Dataset records ->
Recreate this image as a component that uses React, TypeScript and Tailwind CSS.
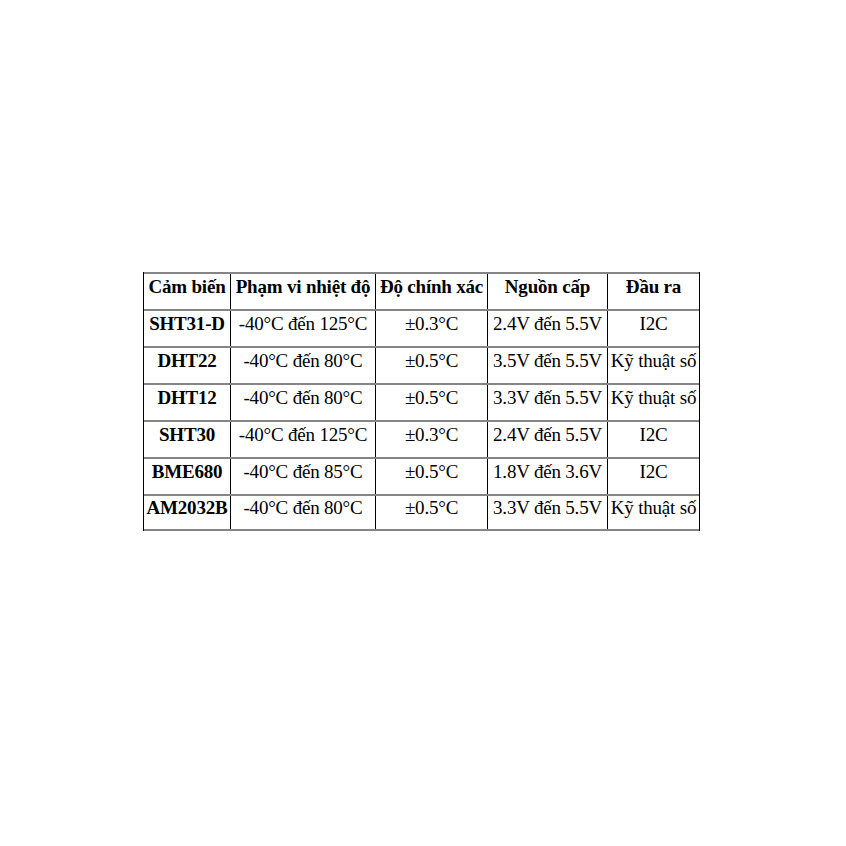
import React from "react";

const header = ["Cảm biến", "Phạm vi nhiệt độ", "Độ chính xác", "Nguồn cấp", "Đầu ra"];
const rows = [
  ["SHT31-D", "-40°C đến 125°C", "±0.3°C", "2.4V đến 5.5V", "I2C"],
  ["DHT22", "-40°C đến 80°C", "±0.5°C", "3.5V đến 5.5V", "Kỹ thuật số"],
  ["DHT12", "-40°C đến 80°C", "±0.5°C", "3.3V đến 5.5V", "Kỹ thuật số"],
  ["SHT30", "-40°C đến 125°C", "±0.3°C", "2.4V đến 5.5V", "I2C"],
  ["BME680", "-40°C đến 85°C", "±0.5°C", "1.8V đến 3.6V", "I2C"],
  ["AM2032B", "-40°C đến 80°C", "±0.5°C", "3.3V đến 5.5V", "Kỹ thuật số"],
];
const widths = ["w-[86px]", "w-[145px]", "w-[112px]", "w-[120px]", "w-[92px]"];

export default function App() {
  return (
    <div className="w-[846px] h-[846px] bg-white pt-[272px] pl-[143px] text-black" style={{ fontFamily: '"Liberation Serif", "Times New Roman", serif' }}>
      <div className="flex flex-col w-[557px] border-l border-r border-black">
        <div className="flex h-[37px] border-t-2 border-[#858585]">
          {header.map((h, i) => (
            <div key={i} className={`${widths[i]} shrink-0 flex items-center justify-center pb-[9px] font-bold text-[19px] tracking-[-0.2px] whitespace-nowrap ${i > 0 ? "border-l border-black" : ""}`}>
              {h}
            </div>
          ))}
        </div>
        {rows.map((r, ri) => (
          <div key={ri} className={`flex h-[37px] border-t-2 border-[#858585] ${ri === rows.length - 1 ? "border-b-2" : ""}`}>
            {r.map((c, i) => (
              <div key={i} className={`${widths[i]} shrink-0 flex items-center justify-center pb-[9px] text-[19px] tracking-[-0.2px] whitespace-nowrap ${i === 0 ? "font-bold" : ""} ${i > 0 ? "border-l border-black" : ""}`}>
                {c}
              </div>
            ))}
          </div>
        ))}
      </div>
    </div>
  );
}
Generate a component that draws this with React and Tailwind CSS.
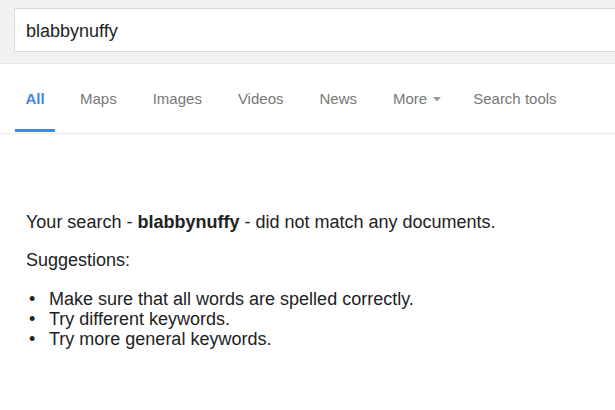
export default function App() {
  const tabs = ["Maps", "Images", "Videos", "News"];
  const items = [
    "Make sure that all words are spelled correctly.",
    "Try different keywords.",
    "Try more general keywords.",
  ];
  return (
    <div className="w-[615px] h-[410px] bg-white overflow-hidden" style={{ fontFamily: '"Liberation Sans", Arial, sans-serif' }}>
      <div className="h-[64px] bg-[#f1f1f1] pt-[8px] pl-[14px] border-b border-[#e5e5e5] overflow-hidden">
        <div className="w-[620px] h-[44px] bg-white border border-[#d9d9d9] flex items-center pl-[11px] pt-[2px] text-[18px] text-[#222]">
          blabbynuffy
        </div>
      </div>
      <div className="h-[70px] border-b border-[#ebebeb] flex items-start pl-[15px]">
        <div className="flex flex-col items-center w-[40px] h-full">
          <div className="pt-[24px] h-[65px] text-[15px] font-bold text-[#4285f4]">All</div>
          <div className="w-[40px] h-[3px] bg-[#4285f4]" />
        </div>
        <div className="flex items-center pt-[24px] text-[15px] text-[#777] ml-[25px] gap-[36px]">
          {tabs.map((t) => (
            <span key={t}>{t}</span>
          ))}
          <span className="flex items-center">
            More
            <svg width="8" height="5" viewBox="0 0 8 5" className="ml-[6px]">
              <path d="M0 0 L8 0 L4 4.5 Z" fill="#999" />
            </svg>
          </span>
          <span className="-ml-[4px]">Search tools</span>
        </div>
      </div>
      <div className="pl-[26px] pt-[78px] text-[18px] text-[#222] leading-[20px]">
        <p>
          Your search - <b>blabbynuffy</b> - did not match any documents.
        </p>
        <p className="mt-[18px]">Suggestions:</p>
        <ul className="mt-[19px]">
          {items.map((it) => (
            <li key={it} className="flex">
              <span className="w-[23px] pl-[3px]">•</span>
              <span>{it}</span>
            </li>
          ))}
        </ul>
      </div>
    </div>
  );
}
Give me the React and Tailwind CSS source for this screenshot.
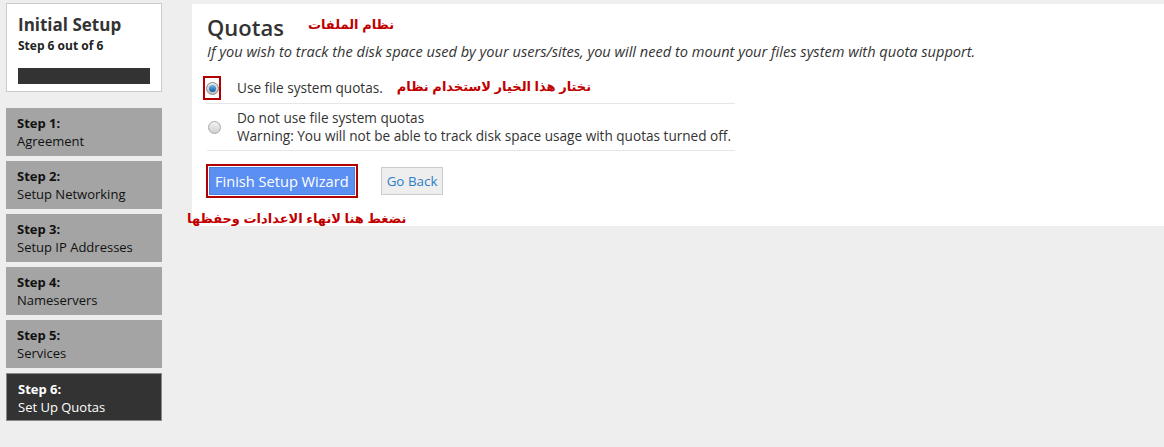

Aim -> Reproduce all the entries that precede this task, word for word, minus any pictures.

Result of this task ->
Recreate this image as a component that uses React, TypeScript and Tailwind CSS.
import React from "react";

const header = ["Cảm biến", "Phạm vi nhiệt độ", "Độ chính xác", "Nguồn cấp", "Đầu ra"];
const rows = [
  ["SHT31-D", "-40°C đến 125°C", "±0.3°C", "2.4V đến 5.5V", "I2C"],
  ["DHT22", "-40°C đến 80°C", "±0.5°C", "3.5V đến 5.5V", "Kỹ thuật số"],
  ["DHT12", "-40°C đến 80°C", "±0.5°C", "3.3V đến 5.5V", "Kỹ thuật số"],
  ["SHT30", "-40°C đến 125°C", "±0.3°C", "2.4V đến 5.5V", "I2C"],
  ["BME680", "-40°C đến 85°C", "±0.5°C", "1.8V đến 3.6V", "I2C"],
  ["AM2032B", "-40°C đến 80°C", "±0.5°C", "3.3V đến 5.5V", "Kỹ thuật số"],
];
const widths = ["w-[86px]", "w-[145px]", "w-[112px]", "w-[120px]", "w-[92px]"];

export default function App() {
  return (
    <div className="w-[846px] h-[846px] bg-white pt-[272px] pl-[143px] text-black" style={{ fontFamily: '"Liberation Serif", "Times New Roman", serif' }}>
      <div className="flex flex-col w-[557px] border-l border-r border-black">
        <div className="flex h-[37px] border-t-2 border-[#858585]">
          {header.map((h, i) => (
            <div key={i} className={`${widths[i]} shrink-0 flex items-center justify-center pb-[9px] font-bold text-[19px] tracking-[-0.2px] whitespace-nowrap ${i > 0 ? "border-l border-black" : ""}`}>
              {h}
            </div>
          ))}
        </div>
        {rows.map((r, ri) => (
          <div key={ri} className={`flex h-[37px] border-t-2 border-[#858585] ${ri === rows.length - 1 ? "border-b-2" : ""}`}>
            {r.map((c, i) => (
              <div key={i} className={`${widths[i]} shrink-0 flex items-center justify-center pb-[9px] text-[19px] tracking-[-0.2px] whitespace-nowrap ${i === 0 ? "font-bold" : ""} ${i > 0 ? "border-l border-black" : ""}`}>
                {c}
              </div>
            ))}
          </div>
        ))}
      </div>
    </div>
  );
}
Generate a component that draws this with React and Tailwind CSS.
export default function App() {
  const tabs = ["Maps", "Images", "Videos", "News"];
  const items = [
    "Make sure that all words are spelled correctly.",
    "Try different keywords.",
    "Try more general keywords.",
  ];
  return (
    <div className="w-[615px] h-[410px] bg-white overflow-hidden" style={{ fontFamily: '"Liberation Sans", Arial, sans-serif' }}>
      <div className="h-[64px] bg-[#f1f1f1] pt-[8px] pl-[14px] border-b border-[#e5e5e5] overflow-hidden">
        <div className="w-[620px] h-[44px] bg-white border border-[#d9d9d9] flex items-center pl-[11px] pt-[2px] text-[18px] text-[#222]">
          blabbynuffy
        </div>
      </div>
      <div className="h-[70px] border-b border-[#ebebeb] flex items-start pl-[15px]">
        <div className="flex flex-col items-center w-[40px] h-full">
          <div className="pt-[24px] h-[65px] text-[15px] font-bold text-[#4285f4]">All</div>
          <div className="w-[40px] h-[3px] bg-[#4285f4]" />
        </div>
        <div className="flex items-center pt-[24px] text-[15px] text-[#777] ml-[25px] gap-[36px]">
          {tabs.map((t) => (
            <span key={t}>{t}</span>
          ))}
          <span className="flex items-center">
            More
            <svg width="8" height="5" viewBox="0 0 8 5" className="ml-[6px]">
              <path d="M0 0 L8 0 L4 4.5 Z" fill="#999" />
            </svg>
          </span>
          <span className="-ml-[4px]">Search tools</span>
        </div>
      </div>
      <div className="pl-[26px] pt-[78px] text-[18px] text-[#222] leading-[20px]">
        <p>
          Your search - <b>blabbynuffy</b> - did not match any documents.
        </p>
        <p className="mt-[18px]">Suggestions:</p>
        <ul className="mt-[19px]">
          {items.map((it) => (
            <li key={it} className="flex">
              <span className="w-[23px] pl-[3px]">•</span>
              <span>{it}</span>
            </li>
          ))}
        </ul>
      </div>
    </div>
  );
}
Give me the React and Tailwind CSS source for this screenshot.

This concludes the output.